Saturday night, the sudden thunderstorm during a prayer vigil at the airfield forced Benedict to cut short his remarks and slightly injured six people when a tent collapsed.

Several temporary chapels set up on the field’s perimeter were also damaged.

Despite the rain and winds, Blanca and her cohorts spent the night in sleeping bags, tents and under tarps. She admitted being tired, but was excited as the vast crowd awoke to sunny skies Sunday.

Pope Benedict XIV

Organizers announced they were opening a new area at the airfield to accommodate late arrivals. The area was divided into sections, allowing the Popemobile to drive throughout the crowd — permitting everyone a glimpse of the Pontiff.

Excited, Blanca sent home photos as Benedict slowly drove past the Arkansas kids.

This is Benedict’s third World Youth Day, the gathering of young Catholics from around the world once every three years that was launched a quarter-century ago by Pope John Paul II. 

Weathering the rain

The Arkansas kids sent home descriptions that told of a combination week-long church camp, pilgrimage and rock concert, with hundreds of thousands of flag-waving kids visiting Madrid’s museums and monuments, posing for photos with new friends from across the globe. More than 100 countries were represented.

The Arkansas group was fortunate to stay in a very nice hotel. Every room in the Spanish capital is booked.

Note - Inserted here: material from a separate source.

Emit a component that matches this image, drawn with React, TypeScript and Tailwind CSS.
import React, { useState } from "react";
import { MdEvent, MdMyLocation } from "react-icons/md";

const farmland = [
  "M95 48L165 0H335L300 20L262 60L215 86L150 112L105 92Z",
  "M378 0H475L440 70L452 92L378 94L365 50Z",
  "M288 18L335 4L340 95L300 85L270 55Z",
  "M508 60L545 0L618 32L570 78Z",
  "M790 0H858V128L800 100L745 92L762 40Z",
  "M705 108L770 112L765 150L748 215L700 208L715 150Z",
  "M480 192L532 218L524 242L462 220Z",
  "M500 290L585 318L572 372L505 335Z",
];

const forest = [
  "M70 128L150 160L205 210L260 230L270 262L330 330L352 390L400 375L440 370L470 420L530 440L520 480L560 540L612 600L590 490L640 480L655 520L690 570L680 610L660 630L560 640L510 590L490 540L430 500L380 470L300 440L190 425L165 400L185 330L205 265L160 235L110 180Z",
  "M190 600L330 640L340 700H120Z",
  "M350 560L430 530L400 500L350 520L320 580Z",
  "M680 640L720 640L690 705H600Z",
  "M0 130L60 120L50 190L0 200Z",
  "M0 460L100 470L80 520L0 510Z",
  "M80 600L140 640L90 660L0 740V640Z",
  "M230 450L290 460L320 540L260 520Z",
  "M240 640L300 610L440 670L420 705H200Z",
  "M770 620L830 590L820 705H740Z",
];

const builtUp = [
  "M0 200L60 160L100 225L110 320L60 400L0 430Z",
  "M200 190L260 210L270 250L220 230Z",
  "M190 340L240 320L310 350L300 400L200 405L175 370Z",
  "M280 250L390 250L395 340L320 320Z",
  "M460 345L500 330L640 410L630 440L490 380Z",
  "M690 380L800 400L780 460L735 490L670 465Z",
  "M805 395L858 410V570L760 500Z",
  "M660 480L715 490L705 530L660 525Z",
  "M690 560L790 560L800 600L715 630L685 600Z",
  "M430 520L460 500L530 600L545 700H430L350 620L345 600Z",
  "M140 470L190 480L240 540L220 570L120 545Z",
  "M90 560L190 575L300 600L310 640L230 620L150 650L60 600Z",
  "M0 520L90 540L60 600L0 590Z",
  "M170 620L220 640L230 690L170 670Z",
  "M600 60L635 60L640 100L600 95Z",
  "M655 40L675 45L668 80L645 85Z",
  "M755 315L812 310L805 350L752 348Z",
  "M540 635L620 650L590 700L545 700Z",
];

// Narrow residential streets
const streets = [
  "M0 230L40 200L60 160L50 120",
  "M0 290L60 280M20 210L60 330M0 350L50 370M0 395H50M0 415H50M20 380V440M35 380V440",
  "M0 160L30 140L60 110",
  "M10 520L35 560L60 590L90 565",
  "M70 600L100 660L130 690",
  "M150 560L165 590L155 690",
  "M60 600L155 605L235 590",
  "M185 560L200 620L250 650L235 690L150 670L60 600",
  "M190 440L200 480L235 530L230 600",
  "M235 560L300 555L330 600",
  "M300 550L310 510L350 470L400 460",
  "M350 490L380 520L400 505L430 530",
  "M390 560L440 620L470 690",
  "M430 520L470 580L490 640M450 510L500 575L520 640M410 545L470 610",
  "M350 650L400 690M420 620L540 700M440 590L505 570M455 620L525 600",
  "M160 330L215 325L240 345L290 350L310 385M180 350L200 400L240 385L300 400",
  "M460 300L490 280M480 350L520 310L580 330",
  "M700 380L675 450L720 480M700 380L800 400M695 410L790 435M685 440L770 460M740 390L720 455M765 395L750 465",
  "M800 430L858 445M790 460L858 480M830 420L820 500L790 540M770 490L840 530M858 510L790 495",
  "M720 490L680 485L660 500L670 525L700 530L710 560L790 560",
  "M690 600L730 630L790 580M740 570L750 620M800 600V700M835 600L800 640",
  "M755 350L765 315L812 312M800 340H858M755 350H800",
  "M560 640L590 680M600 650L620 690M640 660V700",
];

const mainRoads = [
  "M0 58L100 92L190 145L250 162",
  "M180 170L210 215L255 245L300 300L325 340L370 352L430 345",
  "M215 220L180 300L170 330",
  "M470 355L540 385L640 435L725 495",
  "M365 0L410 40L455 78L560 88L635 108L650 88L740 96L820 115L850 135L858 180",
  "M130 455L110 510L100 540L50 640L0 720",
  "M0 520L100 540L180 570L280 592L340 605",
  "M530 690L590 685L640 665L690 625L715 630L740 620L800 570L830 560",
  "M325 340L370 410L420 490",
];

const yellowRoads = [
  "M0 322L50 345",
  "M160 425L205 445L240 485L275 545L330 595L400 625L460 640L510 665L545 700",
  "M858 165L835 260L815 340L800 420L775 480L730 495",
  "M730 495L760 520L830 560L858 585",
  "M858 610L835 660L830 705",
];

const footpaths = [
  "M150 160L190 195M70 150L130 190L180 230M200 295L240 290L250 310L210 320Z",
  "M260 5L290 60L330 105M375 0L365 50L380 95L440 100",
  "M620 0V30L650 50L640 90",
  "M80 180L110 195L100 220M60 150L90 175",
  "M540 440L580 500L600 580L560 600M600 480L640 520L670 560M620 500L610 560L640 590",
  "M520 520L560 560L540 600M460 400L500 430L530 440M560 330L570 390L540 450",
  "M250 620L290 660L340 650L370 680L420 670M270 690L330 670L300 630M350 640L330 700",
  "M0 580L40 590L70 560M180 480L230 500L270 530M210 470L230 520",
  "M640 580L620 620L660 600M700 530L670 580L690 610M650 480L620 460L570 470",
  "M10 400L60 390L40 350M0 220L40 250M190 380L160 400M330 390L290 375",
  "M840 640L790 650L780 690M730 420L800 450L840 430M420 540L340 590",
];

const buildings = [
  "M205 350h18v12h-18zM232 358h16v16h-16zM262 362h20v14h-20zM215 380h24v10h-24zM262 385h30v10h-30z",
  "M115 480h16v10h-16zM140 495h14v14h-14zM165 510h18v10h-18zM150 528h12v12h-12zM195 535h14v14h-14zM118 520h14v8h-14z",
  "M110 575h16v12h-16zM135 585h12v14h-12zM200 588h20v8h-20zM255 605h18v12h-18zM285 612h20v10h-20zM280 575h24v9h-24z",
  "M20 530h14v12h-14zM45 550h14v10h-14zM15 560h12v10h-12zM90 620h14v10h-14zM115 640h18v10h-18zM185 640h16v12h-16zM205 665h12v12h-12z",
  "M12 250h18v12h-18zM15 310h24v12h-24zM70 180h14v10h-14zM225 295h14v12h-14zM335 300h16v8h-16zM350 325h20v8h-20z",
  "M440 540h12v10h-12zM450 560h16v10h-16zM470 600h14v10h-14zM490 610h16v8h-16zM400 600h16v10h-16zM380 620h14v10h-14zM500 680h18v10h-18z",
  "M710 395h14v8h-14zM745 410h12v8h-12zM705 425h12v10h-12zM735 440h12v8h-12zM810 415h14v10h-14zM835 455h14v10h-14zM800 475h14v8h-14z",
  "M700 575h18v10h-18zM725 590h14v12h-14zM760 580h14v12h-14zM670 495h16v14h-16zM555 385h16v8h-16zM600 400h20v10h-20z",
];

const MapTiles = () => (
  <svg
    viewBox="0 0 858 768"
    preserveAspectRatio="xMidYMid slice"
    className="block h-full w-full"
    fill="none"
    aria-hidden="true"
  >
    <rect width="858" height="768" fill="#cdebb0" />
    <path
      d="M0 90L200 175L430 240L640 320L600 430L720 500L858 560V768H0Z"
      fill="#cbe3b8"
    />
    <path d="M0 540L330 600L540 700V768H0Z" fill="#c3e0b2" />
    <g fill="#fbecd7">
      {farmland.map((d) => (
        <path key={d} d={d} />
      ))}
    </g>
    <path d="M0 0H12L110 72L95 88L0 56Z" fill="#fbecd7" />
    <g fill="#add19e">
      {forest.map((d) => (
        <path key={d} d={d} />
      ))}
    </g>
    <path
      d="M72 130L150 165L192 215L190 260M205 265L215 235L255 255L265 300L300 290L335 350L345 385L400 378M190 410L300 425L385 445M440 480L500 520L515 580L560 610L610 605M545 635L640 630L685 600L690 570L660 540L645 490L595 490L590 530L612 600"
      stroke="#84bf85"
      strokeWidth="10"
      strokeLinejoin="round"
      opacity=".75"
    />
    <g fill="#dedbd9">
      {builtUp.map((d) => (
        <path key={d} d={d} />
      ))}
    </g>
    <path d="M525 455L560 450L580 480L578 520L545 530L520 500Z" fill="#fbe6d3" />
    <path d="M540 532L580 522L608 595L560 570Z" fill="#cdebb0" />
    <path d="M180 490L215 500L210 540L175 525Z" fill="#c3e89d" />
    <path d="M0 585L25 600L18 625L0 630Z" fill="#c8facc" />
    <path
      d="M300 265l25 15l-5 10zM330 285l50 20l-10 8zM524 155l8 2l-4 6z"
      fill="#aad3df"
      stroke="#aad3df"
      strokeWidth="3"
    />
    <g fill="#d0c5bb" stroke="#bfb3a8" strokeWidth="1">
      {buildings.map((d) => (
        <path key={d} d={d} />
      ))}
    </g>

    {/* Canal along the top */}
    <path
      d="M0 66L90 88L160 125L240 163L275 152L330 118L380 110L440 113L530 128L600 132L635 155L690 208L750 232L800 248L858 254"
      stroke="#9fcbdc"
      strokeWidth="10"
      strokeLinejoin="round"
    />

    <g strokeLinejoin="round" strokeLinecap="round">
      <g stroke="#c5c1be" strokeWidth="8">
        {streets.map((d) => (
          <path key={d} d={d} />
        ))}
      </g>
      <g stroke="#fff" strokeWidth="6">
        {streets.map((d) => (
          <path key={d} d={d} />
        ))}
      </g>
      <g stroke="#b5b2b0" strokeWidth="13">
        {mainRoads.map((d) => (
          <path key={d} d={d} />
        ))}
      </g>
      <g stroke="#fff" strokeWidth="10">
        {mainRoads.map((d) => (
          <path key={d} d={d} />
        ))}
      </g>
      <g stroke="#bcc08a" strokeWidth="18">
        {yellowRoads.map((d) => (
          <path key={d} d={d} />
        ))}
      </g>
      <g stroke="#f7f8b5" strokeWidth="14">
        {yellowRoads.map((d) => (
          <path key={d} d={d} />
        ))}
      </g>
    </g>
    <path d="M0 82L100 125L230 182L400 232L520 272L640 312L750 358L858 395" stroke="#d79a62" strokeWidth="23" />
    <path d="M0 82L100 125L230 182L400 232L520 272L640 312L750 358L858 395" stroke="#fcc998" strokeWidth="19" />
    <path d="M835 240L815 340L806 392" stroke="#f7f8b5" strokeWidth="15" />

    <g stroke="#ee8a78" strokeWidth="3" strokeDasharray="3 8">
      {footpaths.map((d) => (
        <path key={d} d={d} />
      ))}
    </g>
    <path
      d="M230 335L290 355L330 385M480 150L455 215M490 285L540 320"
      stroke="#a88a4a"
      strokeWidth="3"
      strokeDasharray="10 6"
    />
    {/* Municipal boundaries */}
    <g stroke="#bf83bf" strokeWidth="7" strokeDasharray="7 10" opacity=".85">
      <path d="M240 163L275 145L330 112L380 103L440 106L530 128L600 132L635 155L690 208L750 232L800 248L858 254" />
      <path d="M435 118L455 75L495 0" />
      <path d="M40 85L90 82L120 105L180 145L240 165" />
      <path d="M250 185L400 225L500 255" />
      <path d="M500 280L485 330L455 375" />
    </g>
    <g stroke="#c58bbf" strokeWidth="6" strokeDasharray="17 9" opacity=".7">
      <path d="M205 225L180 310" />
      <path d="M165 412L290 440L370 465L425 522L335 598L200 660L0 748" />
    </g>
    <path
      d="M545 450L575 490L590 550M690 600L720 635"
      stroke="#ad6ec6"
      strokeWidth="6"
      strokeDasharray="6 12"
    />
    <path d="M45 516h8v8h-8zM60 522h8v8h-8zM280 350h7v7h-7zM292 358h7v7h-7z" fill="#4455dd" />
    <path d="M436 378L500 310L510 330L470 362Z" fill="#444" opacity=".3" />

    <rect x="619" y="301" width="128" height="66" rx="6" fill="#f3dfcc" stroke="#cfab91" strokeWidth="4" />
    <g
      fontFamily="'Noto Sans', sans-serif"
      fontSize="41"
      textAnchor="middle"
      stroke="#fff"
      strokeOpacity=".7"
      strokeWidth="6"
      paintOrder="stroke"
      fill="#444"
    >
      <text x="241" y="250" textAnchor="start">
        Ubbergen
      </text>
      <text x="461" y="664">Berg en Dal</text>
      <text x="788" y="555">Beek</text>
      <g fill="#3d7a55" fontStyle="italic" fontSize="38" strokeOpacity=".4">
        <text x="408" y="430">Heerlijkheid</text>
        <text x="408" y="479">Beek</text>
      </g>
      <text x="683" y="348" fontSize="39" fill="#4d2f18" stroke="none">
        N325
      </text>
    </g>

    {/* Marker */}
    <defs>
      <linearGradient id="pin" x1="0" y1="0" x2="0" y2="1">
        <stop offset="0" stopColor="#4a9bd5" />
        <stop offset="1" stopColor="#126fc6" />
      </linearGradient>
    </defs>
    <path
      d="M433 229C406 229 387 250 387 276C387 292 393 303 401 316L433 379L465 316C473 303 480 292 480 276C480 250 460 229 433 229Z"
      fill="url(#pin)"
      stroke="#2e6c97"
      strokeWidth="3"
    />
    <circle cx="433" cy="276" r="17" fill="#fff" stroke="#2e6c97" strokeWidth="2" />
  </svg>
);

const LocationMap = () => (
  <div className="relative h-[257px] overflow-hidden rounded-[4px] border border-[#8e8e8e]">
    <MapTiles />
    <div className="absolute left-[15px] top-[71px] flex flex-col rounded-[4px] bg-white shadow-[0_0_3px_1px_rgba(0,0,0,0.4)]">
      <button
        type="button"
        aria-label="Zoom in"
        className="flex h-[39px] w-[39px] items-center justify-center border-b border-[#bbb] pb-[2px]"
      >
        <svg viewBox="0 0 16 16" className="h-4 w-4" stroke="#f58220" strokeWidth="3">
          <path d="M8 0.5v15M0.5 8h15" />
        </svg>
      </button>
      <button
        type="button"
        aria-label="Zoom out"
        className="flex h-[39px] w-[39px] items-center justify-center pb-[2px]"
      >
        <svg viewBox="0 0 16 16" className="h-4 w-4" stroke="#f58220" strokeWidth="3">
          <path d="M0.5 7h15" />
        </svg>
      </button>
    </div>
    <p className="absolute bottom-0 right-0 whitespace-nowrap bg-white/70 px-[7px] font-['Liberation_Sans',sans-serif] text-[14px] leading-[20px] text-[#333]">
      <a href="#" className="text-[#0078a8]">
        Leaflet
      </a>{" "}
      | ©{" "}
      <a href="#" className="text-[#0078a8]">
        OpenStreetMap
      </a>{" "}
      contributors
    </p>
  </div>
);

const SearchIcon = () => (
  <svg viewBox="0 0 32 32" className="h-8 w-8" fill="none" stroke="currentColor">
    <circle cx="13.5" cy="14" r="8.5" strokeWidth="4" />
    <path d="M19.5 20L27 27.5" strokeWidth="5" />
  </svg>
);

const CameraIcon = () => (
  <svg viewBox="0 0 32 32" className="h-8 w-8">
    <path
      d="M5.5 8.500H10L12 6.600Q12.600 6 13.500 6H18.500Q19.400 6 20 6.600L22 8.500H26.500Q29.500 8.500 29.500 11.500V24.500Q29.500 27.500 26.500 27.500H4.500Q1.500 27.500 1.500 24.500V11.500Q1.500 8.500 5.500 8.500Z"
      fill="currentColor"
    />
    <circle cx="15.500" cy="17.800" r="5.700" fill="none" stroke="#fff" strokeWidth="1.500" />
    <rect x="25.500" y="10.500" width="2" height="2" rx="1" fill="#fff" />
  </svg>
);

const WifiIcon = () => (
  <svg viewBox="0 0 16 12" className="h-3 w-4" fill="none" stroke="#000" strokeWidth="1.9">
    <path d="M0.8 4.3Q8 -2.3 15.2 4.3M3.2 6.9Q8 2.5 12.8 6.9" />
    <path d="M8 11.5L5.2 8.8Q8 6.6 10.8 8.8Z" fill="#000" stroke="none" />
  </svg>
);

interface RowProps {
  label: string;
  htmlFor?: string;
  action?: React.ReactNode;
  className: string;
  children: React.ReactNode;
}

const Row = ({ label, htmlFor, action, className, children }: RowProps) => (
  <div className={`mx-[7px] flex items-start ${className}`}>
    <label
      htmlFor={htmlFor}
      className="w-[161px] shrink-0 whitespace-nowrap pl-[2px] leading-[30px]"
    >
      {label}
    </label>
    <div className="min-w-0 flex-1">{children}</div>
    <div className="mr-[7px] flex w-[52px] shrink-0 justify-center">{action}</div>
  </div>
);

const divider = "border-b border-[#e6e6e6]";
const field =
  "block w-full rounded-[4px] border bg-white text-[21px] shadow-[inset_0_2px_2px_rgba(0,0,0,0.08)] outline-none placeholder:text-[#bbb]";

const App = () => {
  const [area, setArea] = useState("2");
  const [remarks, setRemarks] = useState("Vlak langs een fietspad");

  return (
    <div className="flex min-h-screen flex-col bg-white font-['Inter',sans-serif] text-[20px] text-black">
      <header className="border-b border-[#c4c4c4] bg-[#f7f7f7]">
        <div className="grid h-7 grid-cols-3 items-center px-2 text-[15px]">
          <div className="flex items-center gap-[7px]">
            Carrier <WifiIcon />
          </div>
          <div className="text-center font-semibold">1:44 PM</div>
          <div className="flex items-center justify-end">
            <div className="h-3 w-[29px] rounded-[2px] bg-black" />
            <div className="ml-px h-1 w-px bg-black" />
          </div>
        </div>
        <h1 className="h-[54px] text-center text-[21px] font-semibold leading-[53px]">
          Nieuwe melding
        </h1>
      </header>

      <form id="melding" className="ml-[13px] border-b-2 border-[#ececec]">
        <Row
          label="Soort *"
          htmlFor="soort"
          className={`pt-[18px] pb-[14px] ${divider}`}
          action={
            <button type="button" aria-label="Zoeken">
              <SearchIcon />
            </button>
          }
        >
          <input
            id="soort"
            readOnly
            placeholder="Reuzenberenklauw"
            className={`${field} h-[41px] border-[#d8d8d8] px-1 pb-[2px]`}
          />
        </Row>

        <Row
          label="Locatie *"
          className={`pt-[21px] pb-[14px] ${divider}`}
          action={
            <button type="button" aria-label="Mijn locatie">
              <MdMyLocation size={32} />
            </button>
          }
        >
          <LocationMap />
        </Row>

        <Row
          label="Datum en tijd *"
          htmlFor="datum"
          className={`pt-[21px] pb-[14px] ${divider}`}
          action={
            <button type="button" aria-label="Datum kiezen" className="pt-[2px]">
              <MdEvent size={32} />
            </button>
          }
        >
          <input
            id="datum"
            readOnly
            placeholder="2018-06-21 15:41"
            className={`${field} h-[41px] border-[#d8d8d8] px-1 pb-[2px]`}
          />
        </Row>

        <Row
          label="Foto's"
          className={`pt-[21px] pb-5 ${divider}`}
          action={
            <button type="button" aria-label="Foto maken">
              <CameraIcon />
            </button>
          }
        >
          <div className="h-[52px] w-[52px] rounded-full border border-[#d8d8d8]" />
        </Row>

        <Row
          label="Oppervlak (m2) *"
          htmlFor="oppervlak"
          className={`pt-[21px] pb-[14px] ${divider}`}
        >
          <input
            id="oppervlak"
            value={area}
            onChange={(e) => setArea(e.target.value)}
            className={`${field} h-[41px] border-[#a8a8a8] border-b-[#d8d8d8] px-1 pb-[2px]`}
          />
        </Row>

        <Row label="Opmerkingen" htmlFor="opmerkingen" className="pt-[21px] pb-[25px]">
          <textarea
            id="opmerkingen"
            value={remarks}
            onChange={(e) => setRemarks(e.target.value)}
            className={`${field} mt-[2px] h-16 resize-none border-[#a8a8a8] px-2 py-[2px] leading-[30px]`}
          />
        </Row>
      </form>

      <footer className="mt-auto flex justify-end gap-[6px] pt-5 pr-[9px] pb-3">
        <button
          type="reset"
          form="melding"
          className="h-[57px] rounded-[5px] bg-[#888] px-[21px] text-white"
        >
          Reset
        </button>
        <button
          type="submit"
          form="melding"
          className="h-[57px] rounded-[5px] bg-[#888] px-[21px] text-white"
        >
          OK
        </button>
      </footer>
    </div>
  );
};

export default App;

Thousands of kids are staying in private homes — as well as in tents in parks.

Saturday night's storm

At the end of Sunday’s mass, Benedict officially announced that the next World Youth Day will take place in Rio, Brazil, in 2013 — a year early to avoid conflicts with the 2014 World Cup of soccer there — and said he hoped to attend. Delighted Brazilians in the crowd whooped and cheered at the announcement.

Blanca Beas, texting home: "Goin' to see the Pope!"

Will Blanca go to Brazil? She smiled hopefully.